**SUPPLIED INFORMATION:**
+--
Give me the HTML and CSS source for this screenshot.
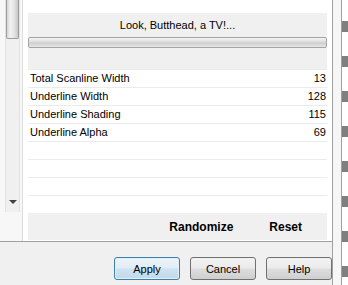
FILE: index.html
```html
<!DOCTYPE html>
<html lang="en">

<head>
    <meta charset="UTF-8">
    <title>Scanline Settings</title>
    <link rel="stylesheet" href="styles.css">
</head>

<body>
    <div class="window">
        <div class="main">
            <div class="top">
                <div class="side">
                    <div class="scrollbar">
                        <div class="thumb"></div>
                        <div class="arrow-down"></div>
                    </div>
                </div>
                <div class="panel">
                    <div class="status">
                        <div class="caption">Look, Butthead, a TV!...</div>
                        <div class="progress"></div>
                    </div>
                    <div class="list">
                        <div class="row"><span>Total Scanline Width</span><span>13</span></div>
                        <div class="row"><span>Underline Width</span><span>128</span></div>
                        <div class="row"><span>Underline Shading</span><span>115</span></div>
                        <div class="row"><span>Underline Alpha</span><span>69</span></div>
                        <div class="row"></div>
                        <div class="row"></div>
                        <div class="row"></div>
                        <div class="row"></div>
                    </div>
                    <div class="actions">
                        <button class="link-btn">Randomize</button>
                        <button class="link-btn">Reset</button>
                    </div>
                </div>
            </div>
            <div class="footer">
                <button class="btn btn-default">Apply</button>
                <button class="btn">Cancel</button>
                <button class="btn">Help</button>
            </div>
        </div>
        <div class="edge">
            <div class="rail"></div>
            <div class="stripes"></div>
        </div>
    </div>
</body>

</html>
```

FILE: styles.css
```css
html,
body {
    margin: 0;
    padding: 0;
}

body {
    font-family: "Liberation Sans", Arial, sans-serif;
    font-size: 11px;
    color: #000;
    background-color: #f0f0f0;
    width: 348px;
    height: 285px;
    overflow: hidden;
}

.window {
    display: flex;
    height: 285px;
}

.main {
    width: 332px;
    flex: none;
    display: flex;
    flex-direction: column;
}

.top {
    display: flex;
    height: 241px;
    border-bottom: 1px solid #a0a0a0;
    background-color: #fff;
}

.side {
    width: 22px;
    border-right: 1px solid #dcdcdc;
    background-color: #f7f7f7;
}

.scrollbar {
    position: relative;
    margin-left: 5px;
    width: 13px;
    height: 212px;
    background-color: #f0f0f0;
    border-left: 1px solid #e2e2e2;
    border-right: 1px solid #e2e2e2;
}

.thumb {
    height: 38px;
    border: 1px solid #9c9c9c;
    border-top: none;
    border-radius: 0 0 2px 2px;
    background: linear-gradient(to right, #d6d6d6, #f2f2f2 30%, #e4e4e4 65%, #c8c8c8);
}

.arrow-down {
    position: absolute;
    left: 3px;
    top: 200px;
    width: 0;
    height: 0;
    border-left: 4px solid transparent;
    border-right: 4px solid transparent;
    border-top: 4px solid #404040;
}

.panel {
    flex: 1;
    padding: 13px 5px 0 5px;
}

.status {
    background-color: #f0f0f0;
    height: 56px;
}

.caption {
    height: 24px;
    line-height: 25px;
    text-align: center;
}

.progress {
    height: 9px;
    border: 1px solid #a4a4a4;
    border-radius: 2px;
    background: linear-gradient(to bottom, #f4f4f4, #dcdcdc 45%, #cdcdcd 55%, #e6e6e6);
}

.list {
    background-color: #fff;
}

.row {
    display: flex;
    justify-content: space-between;
    height: 18px;
    box-sizing: border-box;
    border-top: 1px solid #ebebeb;
    padding: 0 1px 0 2px;
    line-height: 17px;
}

.actions {
    display: flex;
    justify-content: flex-end;
    height: 27px;
    padding-right: 7px;
    background-color: #f0f0f0;
}

.link-btn {
    border: none;
    background: none;
    padding: 0 18px;
    font-family: "Liberation Sans", Arial, sans-serif;
    font-size: 12px;
    font-weight: bold;
    color: #000;
}

.footer {
    display: flex;
    justify-content: flex-end;
    gap: 10px;
    padding-top: 15px;
}

.btn {
    width: 66px;
    height: 23px;
    padding: 0;
    border: 1px solid #707070;
    border-radius: 3px;
    background: linear-gradient(to bottom, #f2f2f2, #ebebeb 48%, #dddddd 52%, #cfcfcf);
    font-family: "Liberation Sans", Arial, sans-serif;
    font-size: 11px;
    color: #000;
}

.btn-default {
    border-color: #3c7fb1;
    background: linear-gradient(to bottom, #eef5fa, #e0ecf5 48%, #cfe2f0 52%, #c2d9ea);
    box-shadow: inset 0 0 0 1px #e4f0f8;
}

.edge {
    flex: 1;
    display: flex;
}

.rail {
    width: 8px;
    border-left: 1px solid #a0a0a0;
    border-right: 1px solid #a0a0a0;
    background-color: #f6f6f6;
}

.stripes {
    flex: 1;
    background: repeating-linear-gradient(to bottom, #fff 0 21px, #7f7f7f 21px 32px, #fff 32px 35px);
}
```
+--
**TASK DETAILS:** Repeat the material exactly as it reads, without any of its pictures.

**RESPONSE FOR THIS EXERCISE:**
Give me the HTML and CSS source for this screenshot.
FILE: index.html
```html
<!DOCTYPE html>
<html lang="en">

<head>
    <meta charset="UTF-8">
    <title>Scanline Settings</title>
    <link rel="stylesheet" href="styles.css">
</head>

<body>
    <div class="window">
        <div class="main">
            <div class="top">
                <div class="side">
                    <div class="scrollbar">
                        <div class="thumb"></div>
                        <div class="arrow-down"></div>
                    </div>
                </div>
                <div class="panel">
                    <div class="status">
                        <div class="caption">Look, Butthead, a TV!...</div>
                        <div class="progress"></div>
                    </div>
                    <div class="list">
                        <div class="row"><span>Total Scanline Width</span><span>13</span></div>
                        <div class="row"><span>Underline Width</span><span>128</span></div>
                        <div class="row"><span>Underline Shading</span><span>115</span></div>
                        <div class="row"><span>Underline Alpha</span><span>69</span></div>
                        <div class="row"></div>
                        <div class="row"></div>
                        <div class="row"></div>
                        <div class="row"></div>
                    </div>
                    <div class="actions">
                        <button class="link-btn">Randomize</button>
                        <button class="link-btn">Reset</button>
                    </div>
                </div>
            </div>
            <div class="footer">
                <button class="btn btn-default">Apply</button>
                <button class="btn">Cancel</button>
                <button class="btn">Help</button>
            </div>
        </div>
        <div class="edge">
            <div class="rail"></div>
            <div class="stripes"></div>
        </div>
    </div>
</body>

</html>
```

FILE: styles.css
```css
html,
body {
    margin: 0;
    padding: 0;
}

body {
    font-family: "Liberation Sans", Arial, sans-serif;
    font-size: 11px;
    color: #000;
    background-color: #f0f0f0;
    width: 348px;
    height: 285px;
    overflow: hidden;
}

.window {
    display: flex;
    height: 285px;
}

.main {
    width: 332px;
    flex: none;
    display: flex;
    flex-direction: column;
}

.top {
    display: flex;
    height: 241px;
    border-bottom: 1px solid #a0a0a0;
    background-color: #fff;
}

.side {
    width: 22px;
    border-right: 1px solid #dcdcdc;
    background-color: #f7f7f7;
}

.scrollbar {
    position: relative;
    margin-left: 5px;
    width: 13px;
    height: 212px;
    background-color: #f0f0f0;
    border-left: 1px solid #e2e2e2;
    border-right: 1px solid #e2e2e2;
}

.thumb {
    height: 38px;
    border: 1px solid #9c9c9c;
    border-top: none;
    border-radius: 0 0 2px 2px;
    background: linear-gradient(to right, #d6d6d6, #f2f2f2 30%, #e4e4e4 65%, #c8c8c8);
}

.arrow-down {
    position: absolute;
    left: 3px;
    top: 200px;
    width: 0;
    height: 0;
    border-left: 4px solid transparent;
    border-right: 4px solid transparent;
    border-top: 4px solid #404040;
}

.panel {
    flex: 1;
    padding: 13px 5px 0 5px;
}

.status {
    background-color: #f0f0f0;
    height: 56px;
}

.caption {
    height: 24px;
    line-height: 25px;
    text-align: center;
}

.progress {
    height: 9px;
    border: 1px solid #a4a4a4;
    border-radius: 2px;
    background: linear-gradient(to bottom, #f4f4f4, #dcdcdc 45%, #cdcdcd 55%, #e6e6e6);
}

.list {
    background-color: #fff;
}

.row {
    display: flex;
    justify-content: space-between;
    height: 18px;
    box-sizing: border-box;
    border-top: 1px solid #ebebeb;
    padding: 0 1px 0 2px;
    line-height: 17px;
}

.actions {
    display: flex;
    justify-content: flex-end;
    height: 27px;
    padding-right: 7px;
    background-color: #f0f0f0;
}

.link-btn {
    border: none;
    background: none;
    padding: 0 18px;
    font-family: "Liberation Sans", Arial, sans-serif;
    font-size: 12px;
    font-weight: bold;
    color: #000;
}

.footer {
    display: flex;
    justify-content: flex-end;
    gap: 10px;
    padding-top: 15px;
}

.btn {
    width: 66px;
    height: 23px;
    padding: 0;
    border: 1px solid #707070;
    border-radius: 3px;
    background: linear-gradient(to bottom, #f2f2f2, #ebebeb 48%, #dddddd 52%, #cfcfcf);
    font-family: "Liberation Sans", Arial, sans-serif;
    font-size: 11px;
    color: #000;
}

.btn-default {
    border-color: #3c7fb1;
    background: linear-gradient(to bottom, #eef5fa, #e0ecf5 48%, #cfe2f0 52%, #c2d9ea);
    box-shadow: inset 0 0 0 1px #e4f0f8;
}

.edge {
    flex: 1;
    display: flex;
}

.rail {
    width: 8px;
    border-left: 1px solid #a0a0a0;
    border-right: 1px solid #a0a0a0;
    background-color: #f6f6f6;
}

.stripes {
    flex: 1;
    background: repeating-linear-gradient(to bottom, #fff 0 21px, #7f7f7f 21px 32px, #fff 32px 35px);
}
```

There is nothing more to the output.